→ Your goal: Below is some material; set it all down exactly, apart from the pictures.

→ Collected data:
+--
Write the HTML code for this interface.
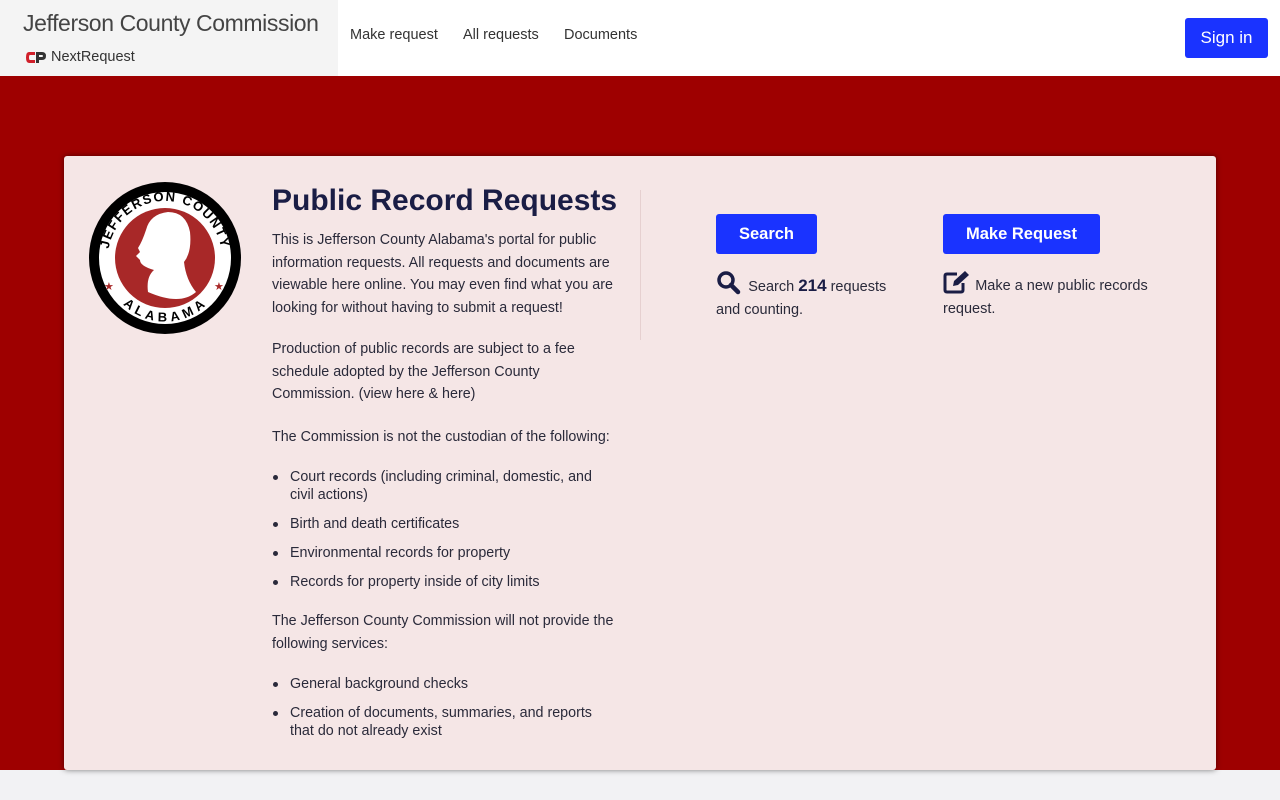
<!DOCTYPE html>
<html><head><meta charset="utf-8"><style>
*{margin:0;padding:0;box-sizing:border-box}
body{width:1280px;height:800px;background:#f2f2f4;font-family:"Liberation Sans",sans-serif;color:#1e2140;position:relative;overflow:hidden}
.hdr{position:absolute;left:0;top:0;width:1280px;height:76px;background:#fff}
.brand{position:absolute;left:0;top:0;width:338px;height:76px;background:#f4f4f4}
.brand .t{position:absolute;left:23px;top:10px;font-size:23px;color:#444;letter-spacing:-0.4px;white-space:nowrap}
.brand .n{position:absolute;left:51px;top:49px;font-size:14.5px;color:#333;white-space:nowrap}
.nav{position:absolute;top:27px;font-size:14.5px;color:#333}
.signin{position:absolute;left:1185px;top:18px;width:83px;height:40px;background:#1a33ff;color:#fff;border-radius:3px;font-size:17px;text-align:center;line-height:40px}
.red{position:absolute;left:0;top:76px;width:1280px;height:694px;background:#9e0000}
.card{position:absolute;left:64px;top:156px;width:1152px;height:614px;background:#f5e6e6;border-radius:3px;box-shadow:0 0 6px rgba(0,0,0,.5)}
.txt{position:absolute;left:272px;font-size:14.3px;line-height:22.5px;color:#2a2a3a}
h1{position:absolute;left:272px;top:184px;font-size:30px;font-weight:bold;color:#1a1d45;letter-spacing:0}
ul{list-style:none}
li{position:relative;padding-left:18px;line-height:18px;margin-bottom:11px}
li:before{content:"";position:absolute;left:1px;top:7px;width:5px;height:5px;border-radius:50%;background:#2a2a3a}
a{color:#2a2a3a}
.btn{position:absolute;top:214px;height:40px;background:#1a33ff;color:#fff;border-radius:3px;font-size:16.5px;font-weight:bold;text-align:center;line-height:40px}
.div{position:absolute;left:640px;top:190px;width:1px;height:150px;background:#e6d0d0}
</style></head><body>
<div class="hdr">
<div class="brand"><div class="t">Jefferson County Commission</div>
<svg style="position:absolute;left:25px;top:51px" width="22" height="13" viewBox="0 0 22 13"><path d="M10 1H4Q1 1 1 6.5T4 12H10V9H5Q4 9 4 6.5T5 4H10Z" fill="#d0202a"/><path d="M11 1H17Q21 1 21 5T17 9H14V12H11ZM14 4V6H17Q18 6 18 5T17 4Z" fill="#333"/></svg>
<div class="n">NextRequest</div></div>
<div class="nav" style="left:350px">Make request</div>
<div class="nav" style="left:463px">All requests</div>
<div class="nav" style="left:564px">Documents</div>
<div class="signin">Sign in</div>
</div>
<div class="red"></div>
<div class="card"></div>
<svg style="position:absolute;left:88px;top:182px" width="154" height="152" viewBox="0 0 154 152">
<defs><path id="ta" d="M20 76A57 57 0 0 1 134 76"/><path id="tb" d="M27 80A50 50 0 0 0 127 80"/></defs>
<circle cx="77" cy="76" r="76" fill="#000"/>
<circle cx="77" cy="76" r="66" fill="#fff"/>
<circle cx="77" cy="76" r="50" fill="#a82828"/>
<path d="M60 110Q58 95 66 88Q52 84 52 78L48 74L52 70L50 66Q54 60 58 48Q62 32 80 30Q98 30 102 50Q104 70 96 80Q98 98 108 110Q92 124 60 110Z" fill="#fff"/>
<text font-family="Liberation Sans" font-weight="bold" font-size="13" letter-spacing="1.5"><textPath href="#ta" startOffset="50%" text-anchor="middle">JEFFERSON COUNTY</textPath></text>
<text font-family="Liberation Sans" font-weight="bold" font-size="13" letter-spacing="2"><textPath href="#tb" startOffset="50%" text-anchor="middle" dominant-baseline="hanging">ALABAMA</textPath></text>
<text x="16" y="108" fill="#a82828" font-size="11">★</text><text x="126" y="108" fill="#a82828" font-size="11">★</text>
</svg>
<h1>Public Record Requests</h1>
<div class="txt" style="top:229px">This is Jefferson County Alabama's portal for public<br>information requests. All requests and documents are<br>viewable here online. You may even find what you are<br>looking for without having to submit a request!</div>
<div class="txt" style="top:338px">Production of public records are subject to a fee<br>schedule adopted by the Jefferson County<br>Commission. (<a>view here</a> &amp; <a>here</a>)</div>
<div class="txt" style="top:426px">The Commission is not the custodian of the following:</div>
<ul class="txt" style="top:468px;width:350px">
<li>Court records (including criminal, domestic, and<br>civil actions)</li>
<li>Birth and death certificates</li>
<li>Environmental records for property</li>
<li>Records for property inside of city limits</li>
</ul>
<div class="txt" style="top:610px">The Jefferson County Commission will not provide the<br>following services:</div>
<ul class="txt" style="top:675px;width:350px">
<li>General background checks</li>
<li>Creation of documents, summaries, and reports<br>that do not already exist</li>
</ul>
<div class="div"></div>
<div class="btn" style="left:716px;width:101px">Search</div>
<div class="btn" style="left:943px;width:157px">Make Request</div>
<svg style="position:absolute;left:716px;top:270px" width="25" height="25" viewBox="0 0 25 25"><circle cx="10" cy="10" r="7" fill="none" stroke="#1a1d45" stroke-width="3.5"/><path d="M15 15L22 22" stroke="#1a1d45" stroke-width="4.5" stroke-linecap="round"/></svg>
<div class="txt" style="left:716px;top:275px;font-size:14.5px">&nbsp;&nbsp;&nbsp;&nbsp;&nbsp;&nbsp;&nbsp;&nbsp;Search <b style="font-size:17px;color:#1a1d45">214</b> requests<br>and counting.</div>
<svg style="position:absolute;left:943px;top:270px" width="28" height="24" viewBox="0 0 28 24"><path d="M14 4H4Q2 4 2 6V20Q2 22 4 22H18Q20 22 20 20V13" fill="none" stroke="#1a1d45" stroke-width="3"/><path d="M10 16L11 11L22 1L26 5L15 15Z" fill="#1a1d45"/></svg>
<div class="txt" style="left:943px;top:275px;font-size:14.5px">&nbsp;&nbsp;&nbsp;&nbsp;&nbsp;&nbsp;&nbsp;&nbsp;Make a new public records<br>request.</div>
</body></html>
+--
→ Reply to the exercise:
Write the HTML code for this interface.
<!DOCTYPE html>
<html><head><meta charset="utf-8"><style>
*{margin:0;padding:0;box-sizing:border-box}
body{width:1280px;height:800px;background:#f2f2f4;font-family:"Liberation Sans",sans-serif;color:#1e2140;position:relative;overflow:hidden}
.hdr{position:absolute;left:0;top:0;width:1280px;height:76px;background:#fff}
.brand{position:absolute;left:0;top:0;width:338px;height:76px;background:#f4f4f4}
.brand .t{position:absolute;left:23px;top:10px;font-size:23px;color:#444;letter-spacing:-0.4px;white-space:nowrap}
.brand .n{position:absolute;left:51px;top:49px;font-size:14.5px;color:#333;white-space:nowrap}
.nav{position:absolute;top:27px;font-size:14.5px;color:#333}
.signin{position:absolute;left:1185px;top:18px;width:83px;height:40px;background:#1a33ff;color:#fff;border-radius:3px;font-size:17px;text-align:center;line-height:40px}
.red{position:absolute;left:0;top:76px;width:1280px;height:694px;background:#9e0000}
.card{position:absolute;left:64px;top:156px;width:1152px;height:614px;background:#f5e6e6;border-radius:3px;box-shadow:0 0 6px rgba(0,0,0,.5)}
.txt{position:absolute;left:272px;font-size:14.3px;line-height:22.5px;color:#2a2a3a}
h1{position:absolute;left:272px;top:184px;font-size:30px;font-weight:bold;color:#1a1d45;letter-spacing:0}
ul{list-style:none}
li{position:relative;padding-left:18px;line-height:18px;margin-bottom:11px}
li:before{content:"";position:absolute;left:1px;top:7px;width:5px;height:5px;border-radius:50%;background:#2a2a3a}
a{color:#2a2a3a}
.btn{position:absolute;top:214px;height:40px;background:#1a33ff;color:#fff;border-radius:3px;font-size:16.5px;font-weight:bold;text-align:center;line-height:40px}
.div{position:absolute;left:640px;top:190px;width:1px;height:150px;background:#e6d0d0}
</style></head><body>
<div class="hdr">
<div class="brand"><div class="t">Jefferson County Commission</div>
<svg style="position:absolute;left:25px;top:51px" width="22" height="13" viewBox="0 0 22 13"><path d="M10 1H4Q1 1 1 6.5T4 12H10V9H5Q4 9 4 6.5T5 4H10Z" fill="#d0202a"/><path d="M11 1H17Q21 1 21 5T17 9H14V12H11ZM14 4V6H17Q18 6 18 5T17 4Z" fill="#333"/></svg>
<div class="n">NextRequest</div></div>
<div class="nav" style="left:350px">Make request</div>
<div class="nav" style="left:463px">All requests</div>
<div class="nav" style="left:564px">Documents</div>
<div class="signin">Sign in</div>
</div>
<div class="red"></div>
<div class="card"></div>
<svg style="position:absolute;left:88px;top:182px" width="154" height="152" viewBox="0 0 154 152">
<defs><path id="ta" d="M20 76A57 57 0 0 1 134 76"/><path id="tb" d="M27 80A50 50 0 0 0 127 80"/></defs>
<circle cx="77" cy="76" r="76" fill="#000"/>
<circle cx="77" cy="76" r="66" fill="#fff"/>
<circle cx="77" cy="76" r="50" fill="#a82828"/>
<path d="M60 110Q58 95 66 88Q52 84 52 78L48 74L52 70L50 66Q54 60 58 48Q62 32 80 30Q98 30 102 50Q104 70 96 80Q98 98 108 110Q92 124 60 110Z" fill="#fff"/>
<text font-family="Liberation Sans" font-weight="bold" font-size="13" letter-spacing="1.5"><textPath href="#ta" startOffset="50%" text-anchor="middle">JEFFERSON COUNTY</textPath></text>
<text font-family="Liberation Sans" font-weight="bold" font-size="13" letter-spacing="2"><textPath href="#tb" startOffset="50%" text-anchor="middle" dominant-baseline="hanging">ALABAMA</textPath></text>
<text x="16" y="108" fill="#a82828" font-size="11">★</text><text x="126" y="108" fill="#a82828" font-size="11">★</text>
</svg>
<h1>Public Record Requests</h1>
<div class="txt" style="top:229px">This is Jefferson County Alabama's portal for public<br>information requests. All requests and documents are<br>viewable here online. You may even find what you are<br>looking for without having to submit a request!</div>
<div class="txt" style="top:338px">Production of public records are subject to a fee<br>schedule adopted by the Jefferson County<br>Commission. (<a>view here</a> &amp; <a>here</a>)</div>
<div class="txt" style="top:426px">The Commission is not the custodian of the following:</div>
<ul class="txt" style="top:468px;width:350px">
<li>Court records (including criminal, domestic, and<br>civil actions)</li>
<li>Birth and death certificates</li>
<li>Environmental records for property</li>
<li>Records for property inside of city limits</li>
</ul>
<div class="txt" style="top:610px">The Jefferson County Commission will not provide the<br>following services:</div>
<ul class="txt" style="top:675px;width:350px">
<li>General background checks</li>
<li>Creation of documents, summaries, and reports<br>that do not already exist</li>
</ul>
<div class="div"></div>
<div class="btn" style="left:716px;width:101px">Search</div>
<div class="btn" style="left:943px;width:157px">Make Request</div>
<svg style="position:absolute;left:716px;top:270px" width="25" height="25" viewBox="0 0 25 25"><circle cx="10" cy="10" r="7" fill="none" stroke="#1a1d45" stroke-width="3.5"/><path d="M15 15L22 22" stroke="#1a1d45" stroke-width="4.5" stroke-linecap="round"/></svg>
<div class="txt" style="left:716px;top:275px;font-size:14.5px">&nbsp;&nbsp;&nbsp;&nbsp;&nbsp;&nbsp;&nbsp;&nbsp;Search <b style="font-size:17px;color:#1a1d45">214</b> requests<br>and counting.</div>
<svg style="position:absolute;left:943px;top:270px" width="28" height="24" viewBox="0 0 28 24"><path d="M14 4H4Q2 4 2 6V20Q2 22 4 22H18Q20 22 20 20V13" fill="none" stroke="#1a1d45" stroke-width="3"/><path d="M10 16L11 11L22 1L26 5L15 15Z" fill="#1a1d45"/></svg>
<div class="txt" style="left:943px;top:275px;font-size:14.5px">&nbsp;&nbsp;&nbsp;&nbsp;&nbsp;&nbsp;&nbsp;&nbsp;Make a new public records<br>request.</div>
</body></html>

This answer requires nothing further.